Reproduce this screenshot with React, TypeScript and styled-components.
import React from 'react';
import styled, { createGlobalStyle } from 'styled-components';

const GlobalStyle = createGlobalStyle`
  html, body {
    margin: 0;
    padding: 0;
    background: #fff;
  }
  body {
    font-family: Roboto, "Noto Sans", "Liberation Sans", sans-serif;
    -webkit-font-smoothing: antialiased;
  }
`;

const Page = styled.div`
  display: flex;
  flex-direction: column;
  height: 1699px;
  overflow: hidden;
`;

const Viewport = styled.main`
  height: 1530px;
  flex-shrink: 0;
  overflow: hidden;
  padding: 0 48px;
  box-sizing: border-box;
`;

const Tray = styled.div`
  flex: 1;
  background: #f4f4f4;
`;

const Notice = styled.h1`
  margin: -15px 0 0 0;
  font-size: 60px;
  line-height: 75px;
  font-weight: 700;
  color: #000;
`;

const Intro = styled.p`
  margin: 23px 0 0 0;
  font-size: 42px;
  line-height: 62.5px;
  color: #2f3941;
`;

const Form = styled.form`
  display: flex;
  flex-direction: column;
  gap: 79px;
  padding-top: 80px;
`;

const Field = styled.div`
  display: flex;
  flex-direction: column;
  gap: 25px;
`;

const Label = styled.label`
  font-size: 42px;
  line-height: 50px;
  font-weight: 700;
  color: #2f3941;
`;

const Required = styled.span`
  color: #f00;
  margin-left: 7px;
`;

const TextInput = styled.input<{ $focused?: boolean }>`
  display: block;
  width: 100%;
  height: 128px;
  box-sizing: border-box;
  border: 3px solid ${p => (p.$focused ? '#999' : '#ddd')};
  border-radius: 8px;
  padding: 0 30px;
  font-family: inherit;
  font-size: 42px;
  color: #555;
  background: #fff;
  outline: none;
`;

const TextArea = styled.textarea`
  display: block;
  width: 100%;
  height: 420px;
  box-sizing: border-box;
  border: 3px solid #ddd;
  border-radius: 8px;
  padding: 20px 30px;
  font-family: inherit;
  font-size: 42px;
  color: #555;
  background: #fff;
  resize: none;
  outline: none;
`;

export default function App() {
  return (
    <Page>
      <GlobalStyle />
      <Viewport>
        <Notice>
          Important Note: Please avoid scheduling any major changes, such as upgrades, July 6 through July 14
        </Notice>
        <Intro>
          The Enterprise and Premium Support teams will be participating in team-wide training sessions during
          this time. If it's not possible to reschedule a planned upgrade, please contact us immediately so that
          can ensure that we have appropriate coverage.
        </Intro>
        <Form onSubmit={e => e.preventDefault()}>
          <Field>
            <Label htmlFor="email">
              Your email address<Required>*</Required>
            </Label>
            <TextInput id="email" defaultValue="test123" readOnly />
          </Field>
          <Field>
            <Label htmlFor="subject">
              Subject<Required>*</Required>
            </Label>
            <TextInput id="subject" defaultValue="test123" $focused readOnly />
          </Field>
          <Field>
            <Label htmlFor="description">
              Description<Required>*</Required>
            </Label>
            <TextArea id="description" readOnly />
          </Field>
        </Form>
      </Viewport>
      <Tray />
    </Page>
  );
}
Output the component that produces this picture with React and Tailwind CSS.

SET EXERCISE: Scan the material above for the string "components" and return the lines that hold it.

FULL RESPONSE:
Reproduce this screenshot with React, TypeScript and styled-components.
import styled, { createGlobalStyle } from 'styled-components';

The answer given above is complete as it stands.